The girl looked behind her, saw me and ran as fast as she could away from me.

I didn’t get it. I’m a nice guy. I wouldn’t hurt a fly. I was raised by strong women and have never felt the urge to harm anyone, man or woman.

Shockingly, that girl didn’t exactly have time to ask for a contextual back story. She saw a drunk guy, who was a little on the big side, walking towards her and didn’t want to take the chance that I might do something to cause her harm.

She had every right to run away. She probably should have run away. And if you are a man reading this and you don’t think sexual assault is an issue for men to be as passionate about as women, that is the reason you are wrong.

In the world we live in men are assumed guilty until proven innocent, and with good reason. It’s through a series of cultural mistakes that go back longer than any of us have been alive, and it’s a fact that we have to deal with.

How about we change that culture? Sounds good, right?

If you don’t want to be classified as someone who would commit one of the more unspeakable crimes a human can commit, then start the change yourself. Right now the movement against sexual violence has a lot of momentum, but establishing a solid base of male support would give the movement even more strength.

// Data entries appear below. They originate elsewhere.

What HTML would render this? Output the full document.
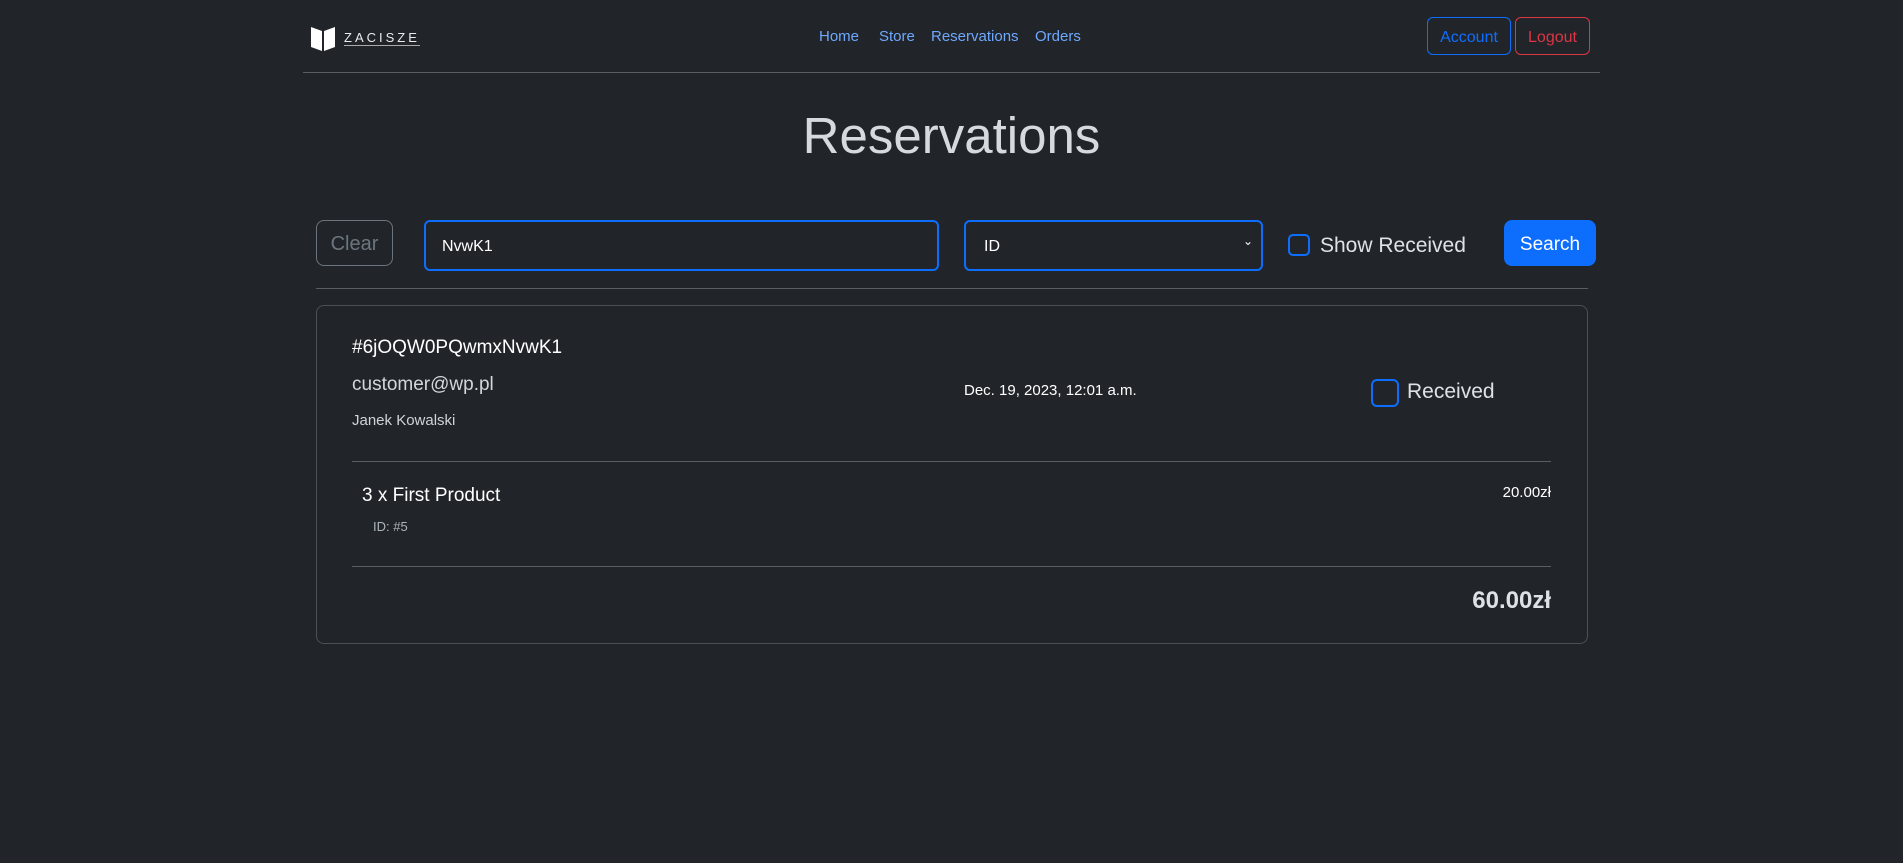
<!DOCTYPE html>
<html><head><meta charset="utf-8"><style>
*{box-sizing:border-box;margin:0;padding:0}
body{width:1903px;height:863px;background:#212529;color:#dee2e6;font-family:"Liberation Sans",sans-serif;position:relative;overflow:hidden}
.a{position:absolute;white-space:nowrap}
.btn{position:absolute;border-radius:6px;display:flex;align-items:center;justify-content:center}
.hr{position:absolute;height:1px;background:#5a5e63}
.cb{position:absolute;border:2px solid #0d6efd;border-radius:5px}
</style></head><body>
<svg class="a" style="left:310px;top:25px" width="26" height="26" viewBox="0 0 26 26"><path d="M1 2 L12 6 L12 26 L1 22Z M14 6 L25 2 L25 22 L14 26Z" fill="#fff"/></svg>
<div class="a" style="left:344px;top:30px;font-size:13px;letter-spacing:3px;color:#e9ecef;border-bottom:1px solid #aaa;line-height:15px">ZACISZE</div>
<div class="a" style="left:819px;top:28px;font-size:15px;color:#6ea8fe">Home</div>
<div class="a" style="left:879px;top:28px;font-size:15px;color:#6ea8fe">Store</div>
<div class="a" style="left:931px;top:28px;font-size:15px;color:#6ea8fe">Reservations</div>
<div class="a" style="left:1035px;top:28px;font-size:15px;color:#6ea8fe">Orders</div>
<div class="btn" style="left:1427px;top:17px;width:84px;height:38px;border:1px solid #0d6efd;color:#0d6efd;font-size:16px;padding-top:3px">Account</div>
<div class="btn" style="left:1515px;top:17px;width:75px;height:38px;border:1px solid #dc3545;color:#dc3545;font-size:16px;padding-top:3px">Logout</div>
<div class="hr" style="left:303px;top:72px;width:1297px"></div>
<div class="a" style="left:0;width:1903px;text-align:center;top:106px;font-size:51px;font-weight:normal;color:#d6dade">Reservations</div>
<div class="btn" style="left:316px;top:220px;width:77px;height:46px;border:1px solid #6c757d;color:#6c757d;font-size:20px;border-radius:8px;padding-top:3px">Clear</div>
<div class="a" style="left:424px;top:220px;width:515px;height:51px;border:2px solid #0d6efd;border-radius:6px;font-size:16px;padding:16px 16px;color:#fff">NvwK1</div>
<div class="a" style="left:964px;top:220px;width:299px;height:51px;border:2px solid #0d6efd;border-radius:6px;font-size:16px;padding:16px 18px;color:#fff">ID<span style="position:absolute;right:8px;top:12px;font-size:12px">&#8964;</span></div>
<div class="cb" style="left:1288px;top:234px;width:22px;height:22px"></div>
<div class="a" style="left:1320px;top:234px;font-size:21px">Show Received</div>
<div class="btn" style="left:1504px;top:220px;width:92px;height:46px;background:#0d6efd;color:#fff;font-size:19px;border-radius:8px;padding-top:4px">Search</div>
<div class="hr" style="left:316px;top:288px;width:1272px"></div>
<div class="a" style="left:316px;top:305px;width:1272px;height:339px;border:1px solid #495057;border-radius:8px"></div>
<div class="a" style="left:352px;top:337px;font-size:19px;color:#fff">#6jOQW0PQwmxNvwK1</div>
<div class="a" style="left:352px;top:374px;font-size:19px;color:#d3d7db">customer@wp.pl</div>
<div class="a" style="left:352px;top:412px;font-size:15px;color:#ced4da">Janek Kowalski</div>
<div class="a" style="left:964px;top:382px;font-size:15px;color:#fff">Dec. 19, 2023, 12:01 a.m.</div>
<div class="cb" style="left:1371px;top:379px;width:28px;height:28px;border-radius:6px"></div>
<div class="a" style="left:1407px;top:380px;font-size:21px">Received</div>
<div class="hr" style="left:352px;top:461px;width:1199px"></div>
<div class="a" style="left:362px;top:485px;font-size:19px;color:#fff">3 x First Product</div>
<div class="a" style="left:373px;top:519px;font-size:13px;color:#adb5bd">ID: #5</div>
<div class="a" style="right:352px;top:484px;font-size:15px;color:#fff">20.00zł</div>
<div class="hr" style="left:352px;top:566px;width:1199px"></div>
<div class="a" style="right:352px;top:587px;font-size:24px;font-weight:bold">60.00zł</div>
</body></html>
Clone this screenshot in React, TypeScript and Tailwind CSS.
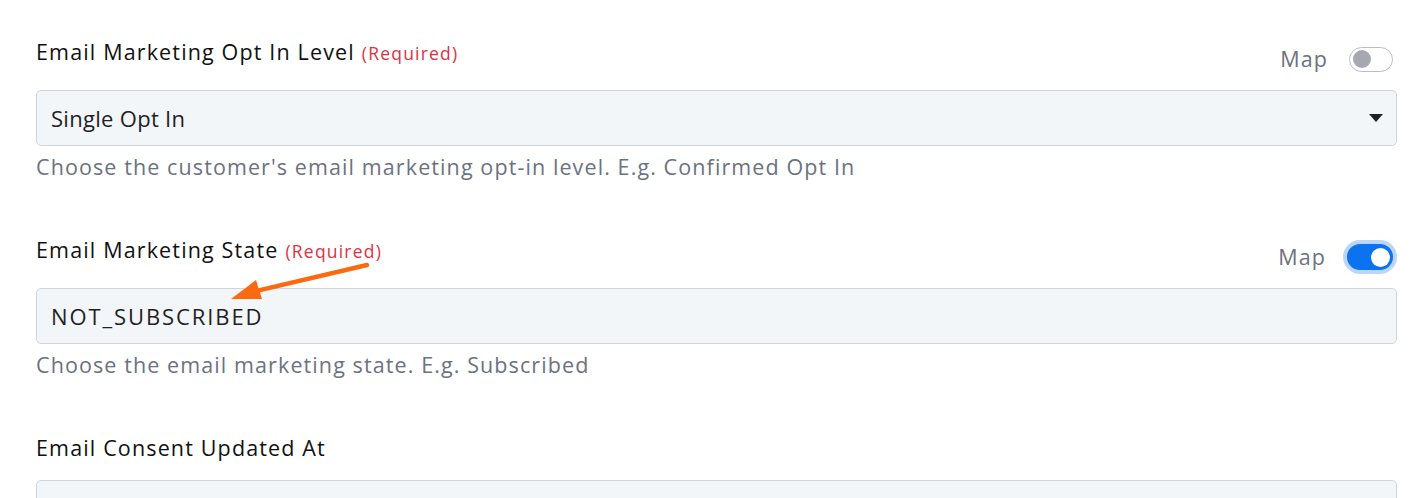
import { ReactNode } from "react";

const FONT = "font-['Open_Sans','Noto_Sans',sans-serif]";

function Toggle({ on }: { on: boolean }) {
  if (on) {
    return (
      <span className="flex h-[26px] w-[46px] items-center justify-end rounded-full bg-[#0b72f0] pr-[3px] ring-4 ring-[#bcd6fb]">
        <span className="h-[19px] w-[19px] rounded-full bg-white" />
      </span>
    );
  }
  return (
    <span className="flex h-[25px] w-[44px] items-center rounded-full border border-[#b9bec6] bg-white pl-[3px]">
      <span className="h-[18px] w-[18px] rounded-full bg-[#a4a9b1]" />
    </span>
  );
}

function Field({
  label,
  required,
  map,
  help,
  children,
}: {
  label: string;
  required?: boolean;
  map?: "on" | "off";
  help?: string;
  children?: ReactNode;
}) {
  return (
    <section>
      <div className="flex items-start justify-between">
        <div className="text-[21.5px] leading-[28px] tracking-[1.15px] text-[#111]">
          {label}
          {required && (
            <span className="ml-[7px] text-[17.5px] tracking-[1.2px] text-[#e0303f]">(Required)</span>
          )}
        </div>
        {map && (
          <div className="mt-[8px] mr-[4px] flex items-center gap-[21px]">
            <span className="text-[21.5px] leading-[26px] tracking-[1.1px] text-[#6b7280]">Map</span>
            <Toggle on={map === "on"} />
          </div>
        )}
      </div>
      <div className="mt-[18px] flex h-[56px] items-center justify-between rounded-[5px] border border-[#cfd4db] bg-[#f3f6f9] pl-[14px] pr-[13px] text-[22px] tracking-[0.3px] text-[#1f2125]">
        {children}
      </div>
      {help && (
        <p className="mt-[6px] text-[21.5px] leading-[30px] tracking-[1.1px] text-[#6b7280]">{help}</p>
      )}
    </section>
  );
}

export default function App() {
  return (
    <div className={`relative h-[498px] overflow-hidden bg-white pl-[36px] pr-[19px] pt-[38px] ${FONT}`}>
      <div className="flex flex-col gap-[54px]">
        <Field
          label="Email Marketing Opt In Level"
          required
          map="off"
          help="Choose the customer's email marketing opt-in level. E.g. Confirmed Opt In"
        >
          <span>Single Opt In</span>
          <svg width="14" height="8" viewBox="0 0 14 8">
            <path d="M0 0h14L7 8z" fill="#1f2125" />
          </svg>
        </Field>
        <Field
          label="Email Marketing State"
          required
          map="on"
          help="Choose the email marketing state. E.g. Subscribed"
        >
          <span className="tracking-[1.9px]">NOT_SUBSCRIBED</span>
        </Field>
        <Field label="Email Consent Updated At" />
      </div>

      {/* annotation arrow */}
      <svg className="pointer-events-none absolute left-0 top-0" width="1416" height="498">
        <line x1="367" y1="265" x2="252" y2="292" stroke="#fb6a12" strokeWidth="4.5" strokeLinecap="round" />
        <path d="M231 299 L256 280 L262 299 Z" fill="#fb6a12" />
      </svg>
    </div>
  );
}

Men need to be as upfront as women in leading a culture shift. I understand it isn’t just women who are survivors of sexual assault, but I’m here to talk about the statistical majority. The culture will not change until the gender who has caused most of the problems orchestrate the change.

Because until we do that, it’ll be assumed that I am a rapist or dangerous because girls aren’t going to find the time to stop and ask for a contextual back story from me when walking home in the middle of the night anytime soon.

And frankly, the act of people running away from me got incredibly old, incredibly fast.